Grundsätzlich muss niemand für fremdes Verhalten einstehen. Es gibt allerdings einige Ausnahmen von dieser Grundregel in den §§ 1313a – 1318 ABGB. Kommt es im Rahmen eines Vertragsverhältnisses zu einem Schaden, so ist dem Schädiger nämlich auch das Verhalten seiner Gehilfen zuzurechnen. Doch wie sieht es für Gehilfen auf der Geschädigtenseite aus? Besteht hier auch eine Haftung – und bejahendenfalls – unter welchen Voraussetzungen?

Erfüllungsgehilfenhaftung

Die größte praktische Bedeutung kommt unter den Ausnahmen der §§ 1312a – 1318 ABGB den Bestimmungen über die Gehilfenhaftung zu. Wurde jemand für fremdes Handeln in Anspruch genommen, kann er Rückersatz wegen Verletzung des Innenverhältnisses verlangen. Es gibt viele Beispiele für fremdes Handeln, doch in Zusammenhang mit einem Vertragsverhältnis ist vor allem die Erfüllungsgehilfenhaftung des § 1313a ABGB von Interesse: Demnach haftet derjenige, welcher einem anderen zu einer Leistung verpflichtet ist, auch für das Verschulden der Personen, die er zur Erfüllung einsetzt, wie für sein eigenes. Der Geschäftsherr haftet also für das schädigende Verhalten seiner Erfüllungsgehilfen (oder seiner gesetzlichen Vertreter). Die Beurteilung der Haftung wird danach vorgenommen, ob der Gehilfe in das Interessenverfolgungsprogramm des Schuldners und damit in seinen Risikobereich einbezogen war. Mit der Frage, ob und unter welchen Voraussetzungen diese Haftung auch auf Geschädigtenseite besteht, befasste sich der Oberste Gerichtshof (OGH) unlängst.

Analoge Zurechnung nach § 1312a ABGB?

Der Gerichtshof stellte fest, dass dem Geschädigten bei einer vertraglichen Haftung ein Mitverschulden von Gehilfen analog § 1313a ABGB zuzurechnen ist.

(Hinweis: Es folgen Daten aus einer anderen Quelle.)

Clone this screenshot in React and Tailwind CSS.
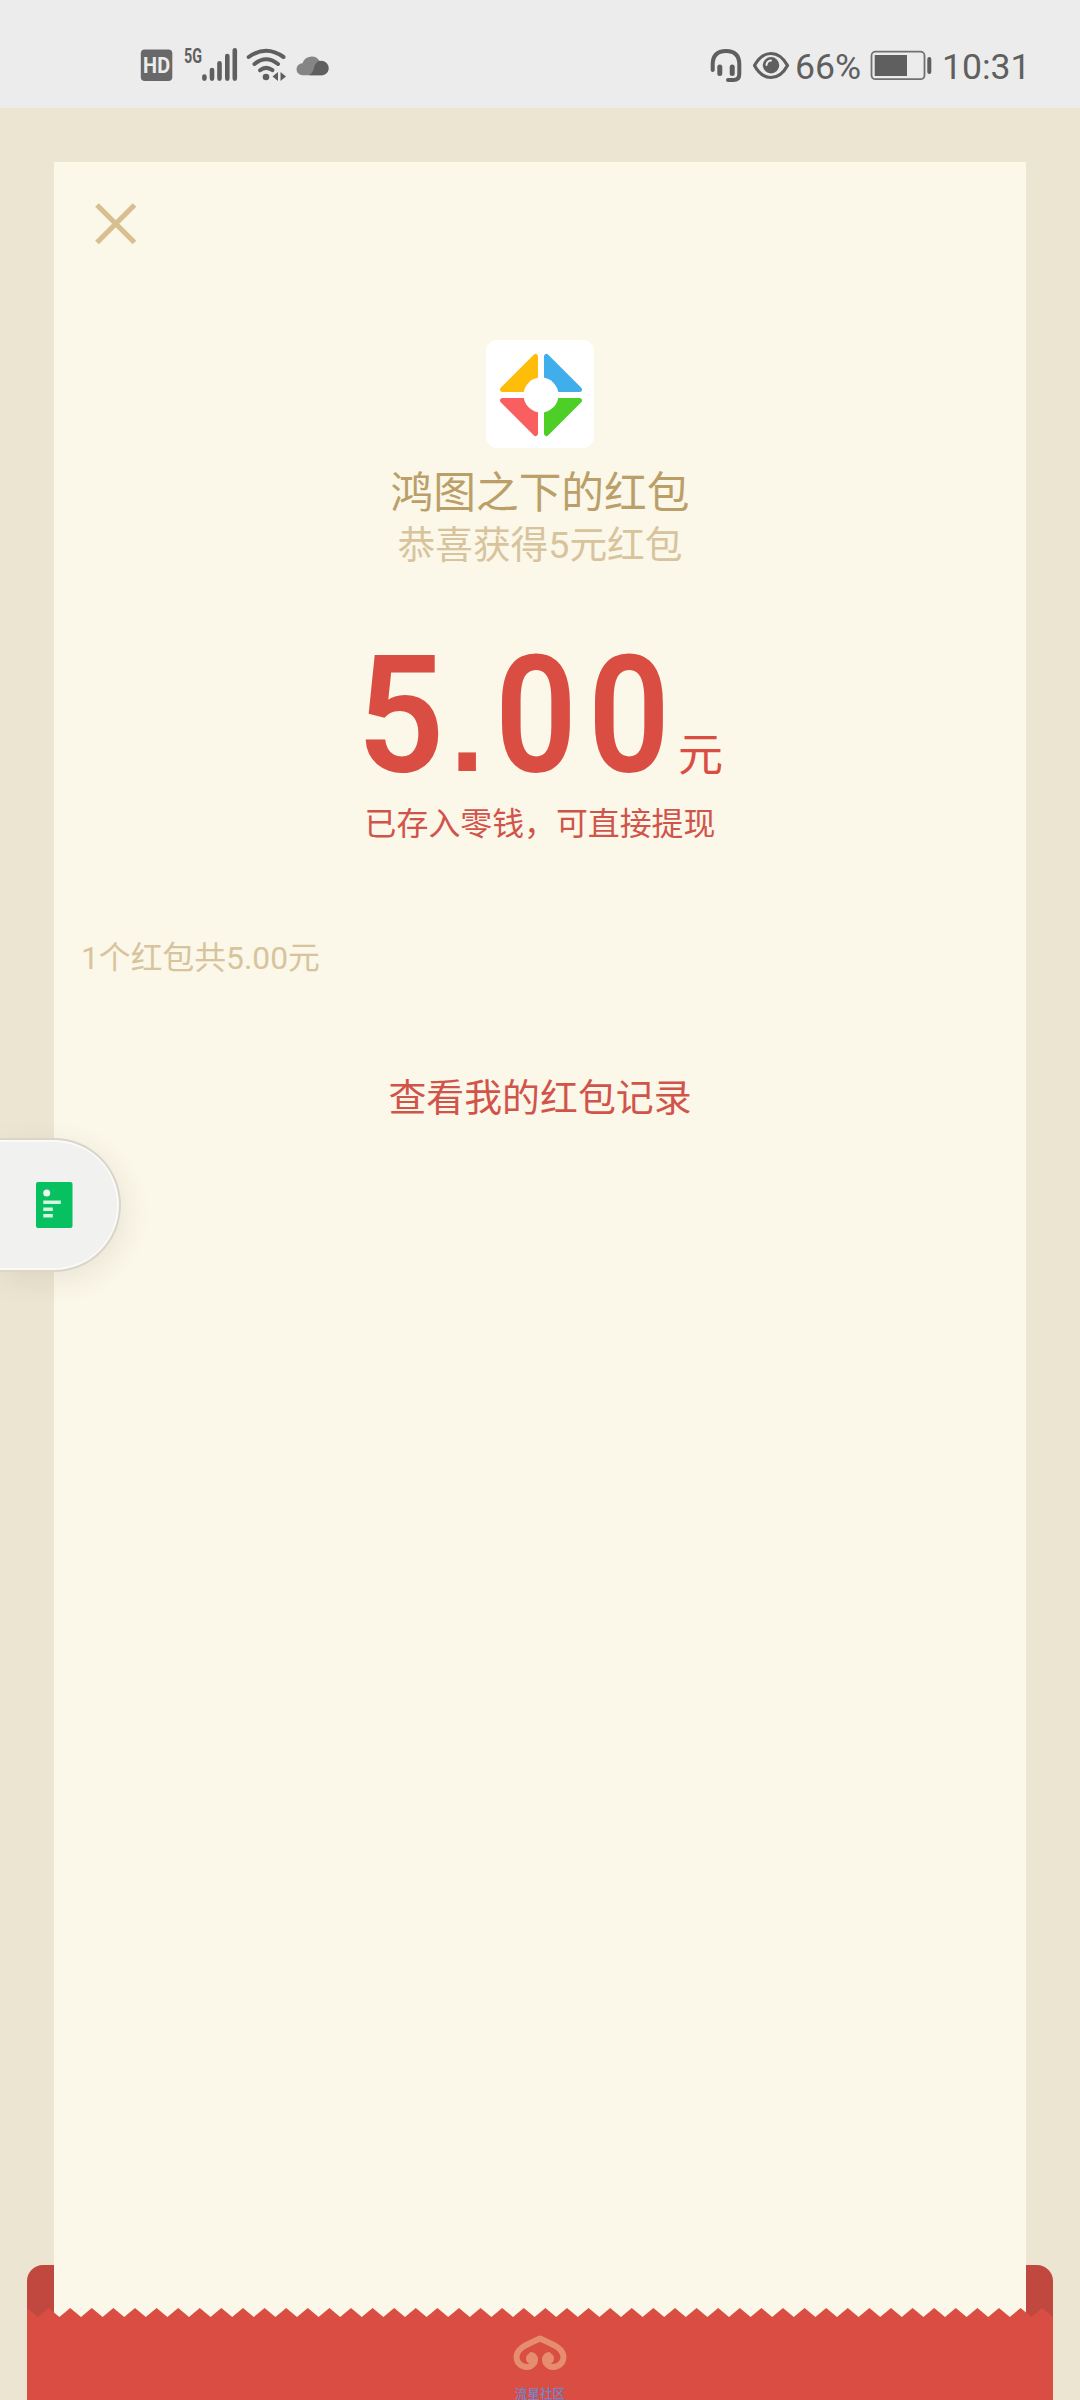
const TOOTH = 21.6;
const EDGE_WIDTH = 1026;

function StatusBar() {
  return (
    <header className="flex h-[108px] items-start justify-between bg-[#ececec] pl-[140px] pr-[51px] pt-[42px] text-[#5f5f5f]">
      <svg width="200" height="48" viewBox="140 42 200 48" aria-hidden="true">
        <rect x="140.8" y="49.5" width="31.5" height="31.5" rx="4" fill="#686868" />
        <text x="156.6" y="73.4" textAnchor="middle" fontSize="22" fontWeight="700" textLength="27" lengthAdjust="spacingAndGlyphs" fill="#ececec" className="font-['Roboto',sans-serif]">HD</text>
        <text x="184" y="62.5" fontSize="20" fontWeight="700" textLength="18" lengthAdjust="spacingAndGlyphs" fill="#5f5f5f" className="font-['Roboto',sans-serif]">5G</text>
        <g stroke="#5f5f5f" strokeWidth="4.6" strokeLinecap="round">
          <path d="M204.4 76.6v2M212 70v8.6M219.5 63.3v15.3M227.3 56v22.6M234.8 50.3v28.3" />
        </g>
        <g fill="none" stroke="#5f5f5f" strokeWidth="4" strokeLinecap="round">
          <path d="M248.7 57Q266 44.5 283.5 57" />
          <path d="M254.5 64Q266 54.5 278 64" />
          <path d="M260 70.2Q266 65.5 272.5 70.2" />
        </g>
        <circle cx="266" cy="77" r="3.3" fill="#5f5f5f" />
        <path d="M278 72v9l-5.5-4.5zM280.5 72l5.5 4.5-5.5 4.5z" fill="#5f5f5f" />
        <path d="M302.5 75.3a6 6 0 0 1 0-12 9.5 9.5 0 0 1 17-2.5 7.3 7.3 0 0 1 0 14.5z" fill="#858585" />
        <path d="M309 75.3q3.500-2 5-7a7.4 7.300 0 1 1 6 7z" fill="#5f5f5f" />
      </svg>
      <div className="flex h-[48px] items-center">
        <svg width="90" height="48" viewBox="705 42 90 48" aria-hidden="true">
          <path d="M712.7 70V64.5q0-13.5 13.3-13.5t13.3 13.5V74q0 6-6 6H728" fill="none" stroke="#5f5f5f" strokeWidth="4" strokeLinecap="round" />
          <path d="M719.8 67v6.5M732.2 67v6.5" stroke="#5f5f5f" strokeWidth="5" strokeLinecap="round" />
          <path d="M754.5 65.5Q761 53.5 771 53.5T787.5 65.5Q781 77.5 771 77.5T754.5 65.5z" fill="none" stroke="#5f5f5f" strokeWidth="3.2" strokeLinejoin="round" />
          <circle cx="771" cy="65.3" r="8.2" fill="#5f5f5f" />
          <path d="M766.5 65q.3-4 4.5-4.5" fill="none" stroke="#ececec" strokeWidth="2" strokeLinecap="round" />
        </svg>
        <span className="mt-[2px] w-[75px] whitespace-nowrap font-['Roboto',sans-serif] text-[35.6px] leading-[48px]">66%</span>
        <svg width="62" height="48" viewBox="870 42 62 48" aria-hidden="true">
          <rect x="871.5" y="51.7" width="53" height="27.5" rx="4" fill="none" stroke="#707070" strokeWidth="1.8" />
          <rect x="874.7" y="55" width="32.3" height="21" fill="#5f5f5f" />
          <path d="M929.3 59v13" stroke="#5f5f5f" strokeWidth="4" strokeLinecap="round" />
        </svg>
        <span className="ml-[10px] mt-[2px] w-[87px] whitespace-nowrap font-['Roboto',sans-serif] text-[35.6px] leading-[48px]">10:31</span>
      </div>
    </header>
  );
}

function GameLogo() {
  return (
    <div className="size-[108px] rounded-[11px] bg-white">
      <svg viewBox="0 0 108 108" className="size-full" aria-hidden="true">
        <g strokeWidth="5" strokeLinejoin="round">
          <path d="M49.5 16.5V49.5H16.5z" fill="#fdbd08" stroke="#fdbd08" />
          <path d="M60.5 16.5V49.5H93.5z" fill="#40aeea" stroke="#40aeea" />
          <path d="M49.5 93.5V60.5H16.5z" fill="#f95f61" stroke="#f95f61" />
          <path d="M60.5 93.5V60.5H93.5z" fill="#4dcf27" stroke="#4dcf27" />
        </g>
        <circle cx="55" cy="55" r="17.5" fill="#fff" />
      </svg>
    </div>
  );
}

function Amount() {
  return (
    <div className="mt-[66px] flex h-[160px] w-[368px] items-baseline pl-[1px] text-[#d94d42]">
      <div className="flex w-[318px] shrink-0 items-baseline whitespace-nowrap font-semibold leading-[160px]">
        <span className="w-[93px] shrink-0 origin-left scale-x-[0.94] text-[163px]">5</span>
        <span className="w-[45px] shrink-0 font-['Liberation_Sans',sans-serif] text-[124px] leading-[100px]">.</span>
        <span className="w-[180px] shrink-0 origin-left scale-x-[0.88] text-[163px] tracking-[12.5px]">00</span>
      </div>
      <span className="ml-[3px] text-[45px] leading-[60px]">元</span>
    </div>
  );
}

function EnvelopeEdge() {
  let d = "M0 0";
  for (let x = 0; x < EDGE_WIDTH; x += TOOTH) {
    d += `L${x + TOOTH / 2} 9L${x + TOOTH} 0`;
  }
  d += "V10H0z";
  return (
    <svg width={EDGE_WIDTH} height="10" viewBox={`0 0 ${EDGE_WIDTH} 10`} className="block" aria-hidden="true">
      <path d={d} fill="#d94d42" />
    </svg>
  );
}

function FloatingTab() {
  return (
    <button
      className="absolute left-0 top-[1138px] flex h-[134px] w-[121px] items-center rounded-r-full border-y-2 border-r-2 border-[#d9d5cb] bg-[#f1f1f0] pl-[36px] shadow-[4px_8px_28px_rgba(90,80,40,0.1),inset_-2px_0_0_#fbfaf6,inset_0_2px_0_#fbfaf6,inset_0_-2px_0_#fbfaf6]"
      aria-label="红包"
    >
      <svg width="37" height="46" viewBox="0 0 37 46" aria-hidden="true">
        <rect width="36.5" height="46" rx="2" fill="#07c160" />
        <circle cx="10.7" cy="11" r="3.5" fill="#eefaf2" />
        <path d="M7.3 18.5h17.5v3.5H7.3zM7.3 25.5h9.5V29H7.3zM7.3 32h9.5v3.5H7.3z" fill="#d6f5e2" />
      </svg>
    </button>
  );
}

export default function App() {
  return (
    <div className="relative flex h-[2400px] w-[1080px] flex-col overflow-hidden bg-[#ece5d2] font-['Roboto','Noto_Sans_CJK_SC',sans-serif]">
      <StatusBar />
      <main className="relative flex-1 px-[54px] pt-[54px]">
        <div className="absolute inset-x-[27px] bottom-0 h-[135px] rounded-t-[16px] bg-[#c0483f]" />
        <section className="relative flex h-full flex-col items-center bg-[#fbf7e9]">
          <button className="ml-[41px] mt-[41px] self-start" aria-label="关闭">
            <svg width="42" height="42" viewBox="0 0 42 42" aria-hidden="true">
              <path d="M2 2L39.5 39.5M39.5 2L2 39.5" stroke="#d8bf90" strokeWidth="5.2" />
            </svg>
          </button>
          <div className="mt-[95px]">
            <GameLogo />
          </div>
          <h1 className="mt-[18px] whitespace-nowrap text-[42.7px] leading-[54px] text-[#bb9f69]">鸿图之下的红包</h1>
          <p className="whitespace-nowrap text-[37.7px] leading-[50px] text-[#d8c49c]">恭喜获得5元红包</p>
          <Amount />
          <p className="mt-[5px] whitespace-nowrap text-[31.9px] leading-[46px] text-[#d1544a]">已存入零钱，可直接提现</p>
          <p className="ml-[27px] mt-[88px] self-start whitespace-nowrap text-[31.8px] leading-[46px] text-[#d8c49c]">1个红包共5.00元</p>
          <a className="mt-[89px] whitespace-nowrap text-[37.9px] leading-[56px] text-[#d1544a]">查看我的红包记录</a>
        </section>
        <footer className="absolute inset-x-[27px] bottom-0 h-[92px]">
          <EnvelopeEdge />
          <div className="-mt-px flex h-[83px] flex-col items-center bg-[#d94d42] pt-[18px]">
            <svg width="56" height="40" viewBox="0 0 56 40" fill="none" className="shrink-0" aria-hidden="true">
              <path
                d="M19.5 20c5 2 4.5 8-.5 11-5 2.500-14-.5-14.500-8.500C4.500 12 19 8 28 3.500 37 8 51.500 12 51.500 22.500c-.5 8-9.500 11-14.500 8.500-5-3-5.500-9-.5-11"
                stroke="#e68d70"
                strokeWidth="6"
                strokeLinejoin="round"
                strokeLinecap="round"
              />
              <circle cx="19.5" cy="23.5" r="5.5" fill="#e68d70" />
              <circle cx="36.5" cy="23.5" r="5.5" fill="#e68d70" />
            </svg>
            <span className="mt-[10px] whitespace-nowrap text-[12.6px] font-medium leading-[18px] text-[#6f86d0]">流星社区</span>
          </div>
        </footer>
      </main>
      <FloatingTab />
    </div>
  );
}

Wer als Gehilfe im Sinn der Bestimmung betrachtet wird, beurteilte das Höchstgericht wie bei der Gehilfenzurechnung auf Schädigerseite: Weil § 1313a ABGB voraussetzt, dass sich der Schädiger des Gehilfen, dessen Verhalten er sich zurechnen lassen muss, „zur Erfüllung bedient“, ist auch dem Geschädigten ein Gehilfenverhalten nur dann nach § 1313a ABGB als Mitverschulden zuzurechnen, wenn er sich des Gehilfen dazu bedient, Verpflichtungen oder Obliegenheiten aus einer Sonderverbindung mit dem Schädiger wahrzunehmen, etwa solche zur Mitwirkung (veröffentlicht in OGH 3 Ob 188/20y, jüngst beispielsweise auch OGH 8 Ob 9/13a und OGH 4 Ob 204/08s).

Fazit: Grundsätzlich muss niemand für fremdes Verhalten einstehen. Es gibt allerdings einige Ausnahmen von dieser Grundregel – so beispielsweise die Erfüllungsgehilfenhaftung im vertraglichen Bereich, wonach der Geschäftsherr für das schädigende Verhalten seiner Gehilfen haftet, wie für sein eigenes. Die Gehilfenzurechnung ist auf Schädiger- und Geschädigtenseite gleich zu behandeln. Bei der Haftung aus Vertrag kann dem Geschädigten das Verhalten seines Gehilfen analog § 1313a ABGB zugerechnet werden, sofern er diesen eingesetzt hat, um Verpflichtungen oder Obliegenheiten aus der Sonderverbindung mit dem Schädiger wahrzunehmen.